Friday, December 6, 2013

No Direction Home: INSIDE LLEWYN DAVIS


It feels like it has always existed, just waiting to be brought into being. Inside Llewyn Davis casts a spell of tone and mood like the best folk songs. It’s plaintive melancholy, a sustained sense of a soul laid bare before our eyes, introspective and yearning. Writer/directors Joel and Ethan Coen are masters of films – from Blood Simple and Fargo to Raising Arizona and A Serious Man – that suggest as much as they show, creating convincing worlds much like our own, richly populated with eccentric individuals and a sly determinism. Their characters want better lives and are frustrated when they come up short. It makes notes of triumph all the sweeter, but Llewyn Davis (Oscar Isaac), a struggling folk singer in 1961 New York City, is rubbing up against the end of his rope. Triumph, for him, seems perpetually out of reach. In this film we watch him circle around the city, begging a night’s sleep on a variety of friends’ couches. His music career is going nowhere fast, but his big break is right there, ever so slightly out of his reach.

We know Llewyn Davis is talented, but we also are quickly aware of his difficulties. The opening of the film is a sequence set in a small club, Llewyn softly plucking his guitar as his voice, soft and strong, wafts out over the audience. It’s hushed. They’re rapt. We see a glimmer of satisfaction on his face. After the performance, he heads out to the back alley where he’s promptly confronted by an angry man who punches him in the face a couple times, walking away as Llewyn sits on the ground, hurting. In this opening, we have the film in miniature. It’s a film focused on Llewyn’s quietly ecstatic musical satisfaction, and the pain he’s constantly receiving. He’s a man for whom music and pain are attracted to him and created by him. They’re as self-inflicted as they are God-given. It might not sound like it, but there’s warmth to the Coens’ approach here. Perceptive without judging, the film is a wise and compassionate look inside this man’s emotional states and drives.

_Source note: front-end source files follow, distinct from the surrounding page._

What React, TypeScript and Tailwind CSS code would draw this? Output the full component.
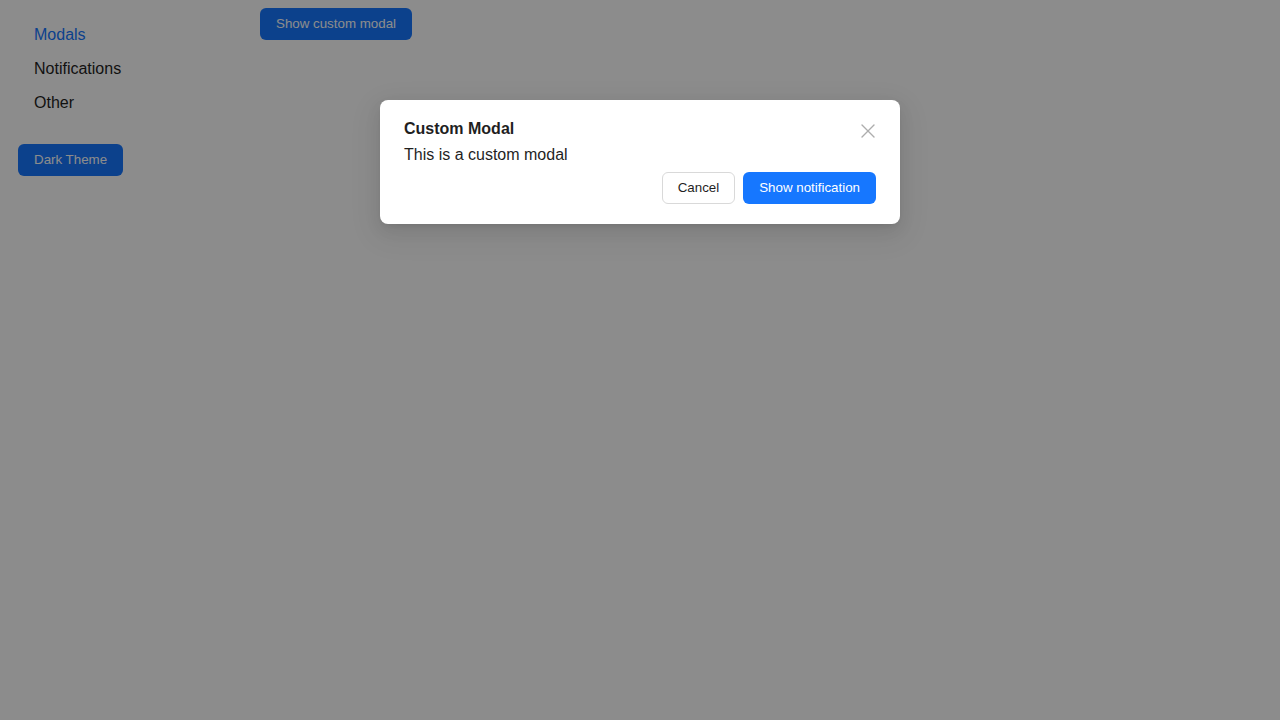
import { X } from "lucide-react";

const menu = [
  { label: "Modals", active: true },
  { label: "Notifications", active: false },
  { label: "Other", active: false },
];

function Sidebar() {
  return (
    <aside className="w-[252px] shrink-0 pt-[18px]">
      <ul>
        {menu.map((m) => (
          <li
            key={m.label}
            className={`h-[34px] pl-[34px] text-[16px] leading-[34px] ${
              m.active ? "text-[#1677ff]" : "text-[#1f1f1f]"
            }`}
          >
            {m.label}
          </li>
        ))}
      </ul>
      <button className="ml-[18px] mt-[24px] h-8 rounded-md bg-[#1677ff] px-4 text-[13.333px] text-white">
        Dark Theme
      </button>
    </aside>
  );
}

function CustomModal() {
  return (
    <div className="relative h-fit w-[520px] rounded-lg bg-white px-6 pt-[18px] pb-5 shadow-[0_6px_16px_0_rgba(0,0,0,0.08),0_3px_6px_-4px_rgba(0,0,0,0.12),0_9px_28px_8px_rgba(0,0,0,0.05)]">
      <button className="absolute right-[20px] top-[19px] text-[#adadad]">
        <X size={24} strokeWidth={1.4} />
      </button>
      <div className="text-[16px] font-bold leading-[22px] text-[#1f1f1f]">Custom Modal</div>
      <p className="mt-[3px] text-[16px] leading-[24px] text-[#1f1f1f]">This is a custom modal</p>
      <div className="mt-[5px] flex justify-end gap-2">
        <button className="h-8 rounded-md border border-[#d9d9d9] bg-white px-[15px] text-[13.333px] text-[#1f1f1f]">
          Cancel
        </button>
        <button className="h-8 rounded-md bg-[#1677ff] px-4 text-[13.333px] text-white">
          Show notification
        </button>
      </div>
    </div>
  );
}

export default function App() {
  return (
    <div className="relative h-[720px] w-[1280px] overflow-hidden bg-white font-['Liberation_Sans',Arial,sans-serif]">
      <div className="flex h-full">
        <Sidebar />
        <main className="flex-1 pt-2 pl-2">
          <button className="h-8 rounded-md bg-[#1677ff] px-4 text-[13.333px] text-white">
            Show custom modal
          </button>
        </main>
      </div>

      {/* mask + dialog */}
      <div className="absolute inset-0 flex items-start justify-center bg-black/45 pt-[100px]">
        <CustomModal />
      </div>
    </div>
  );
}
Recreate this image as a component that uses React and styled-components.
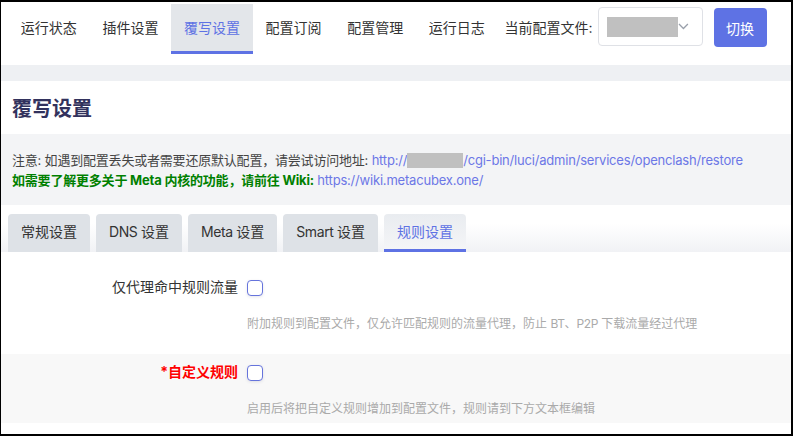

He’s capable of great cruelty – a scene in which he heckles an older woman had me wincing – and yet he’s so precisely nuanced a frustrated artistic type that it’s easy to feel for him as he tries to navigate a path to the future that grows murkier the harder to tries to get there. I empathized with him to an almost painful extent; it filled my heart even as it faintly ached. He stubbornly works to get ahead. It’s a frustratingly circular path he’s on – performing in clubs, lucking into some studio work for which he short-sightedly signs away the rights to royalties, and talking to his manager (Jerry Grayson) who looks at him with sad eyes while avoiding the inevitable “no” answer to the question of how much he’s earned from a record well into the process of flopping. Llewyn is struggling and getting seemingly nowhere. And yet he’ll go on. It’s scary to go on, but it’s even scarier not to. In the haunting lyrics of the folk song he sings that bookends the film, “Wouldn’t mind the hanging / But the laying in the grave so long.”

Stubbornness: it’s the very thing keeping him going and a key part of what’s holding him back. He wants to succeed on his own terms, scrambling to come back after being thrown by unforeseen circumstances that have occurred before the film has even begun. Two losses define him: one a girl he loved who has moved to Akron nearly two years prior, the other his music partner who sometime in the recent past forcibly made their duo a solo act. We never meet these people, but we feel their absence acutely. Oscar Isaac, playing Llewyn, ably communicates the resonant emotional wounds that have rattled him, and the combination of talent and arrogance that drives him to continue pursuing folk music success. It’s an interior performance that lets the inner gears turn, expressed outward through wry speech and moving music. Isaac, doing his own singing and guitar playing, represents the Coen’s typical ability to cast the exact right person in each and every role.

This is a fascinating character study, bolstered by a universally strong ensemble. It finds its characters distinct and fully formed, situated wholly and completely in casually perfect costume and production design. Each person who arrives on the scene – there for a moment or two never to return, unless, of course, they do – contributes immeasurably to the richness and depth of the world the Coens create. We meet a musical couple (Carey Mulligan and Justin Timberlake) who are alternately antagonistic and accommodating, as well as Llewyn’s patience-strained sister (Jeanine Serralles). As Llewyn navigates narrow halls to friends’ apartments pinned and pinched in corridors that terminate in tiny corners or heading out into the world that opens up with snowy sidewalks and slippery highways, smoky stages and creaky roadside cafes, he meets all manner of strangers. There’s an eerily polite solider moonlighting as a singer (Stark Sands), a sickly old grump (John Goodman) and his driver (Garrett Hedlund), a kind older couple (Ethan Phillips and Robin Bartlett), a struggling solo act doing backup singing on novelty records (Adam Driver), and an intimidating record executive (F. Murray Abraham).

In typical Coen fashion, the dialogue is so dry it crackles. Consider the following exchange in which Llewyn is told by his manager’s secretary (Sylvia Kauders) that the old man is out of the office attending yet another funeral. Why? “He likes people.” Llewyn replies, “Fewer and fewer.” The film moves from memorable moment to memorable moment, a fascinating period piece odyssey with not a single line or gesture out of place. It manages to view, with Bruno Delbonnel’s exquisite cinematography, the past through almost-hazy mists of time without glorifying or condescending to the context or circumstances. Its imagery is at once soft and sharp, as if emerging from a timeless place with startling immediacy, powerfully direct, as piercing and singular as anything the Coen brothers have brought us. Inside Llewyn Davis is a masterful character study and a wondrous and precise evocation of time, place, and music. As the film’s final sequence unspools, I gasped at its detail as my heart swelled, at once broken and full. The spell the movie casts in the moment lingers, stuck circling in my mind like a great old melody that’s always been there, deep and true, ready to stay.